Effectiveness? Nearly 100%. Your insurer may cover the $400-to-$800 cost.
Implant: Who should avoid it?
If you take the herb St. John's wort or are significantly overweight, be warned: Implanon may not work as well for you.
Condoms: Who can try them?
Women 40 and older who aren’t monogamous and haven’t finished menopause.
Unlike other forms of birth control, condoms protect against most STDs and HIV, and are up to 98% effective at preventing pregnancy when used correctly.
This method also is an easy (and cheap) choice if you’re not all that busy in bed.
Condoms: Who should avoid them?
If you’re younger than 40, condoms simply aren’t the most foolproof pregnancy-protection, unless they’re paired with another contraceptive (such as the Pill or an IUD).
Sterilization: Who can try it?
Women older than 35 who are done having kids but OK with having a period.
There are two kinds of permanent sterilization.
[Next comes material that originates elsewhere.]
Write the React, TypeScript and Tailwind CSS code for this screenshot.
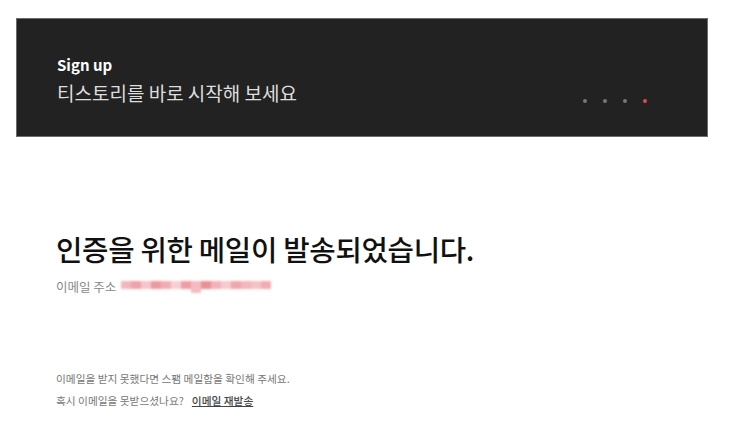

Tubal ligation is a surgical procedure in which the Fallopian tubes are blocked by an incision, clamp, or cauterization.
And a newer option, called “Essure”, is less invasive and involves the placement of a small metal insert to obstruct the Fallopian tubes.
Sterilization: Who should avoid it?
Ask yourself some hard questions: If you remarried or lost your only child, would you want the option to have another?
If you’re not 100% sure, a long-term, reversible method such as an IUD may be better.
Plan B—emergency contraception—uses a high dose of progestin to halt ovulation or fertilization, or prevent a fertilized egg from attaching to the uterus.
It’s designed as a backup if you forget to take your oral contraception, have a condom malfunction, or fear an unwanted pregnancy for another reason. Like other birth control, Plan B prevents pregnancy.
Although it’s called the morning-after pill, Plan B is effective up to five days after intercourse.
The sooner it’s started, the more effective it will be.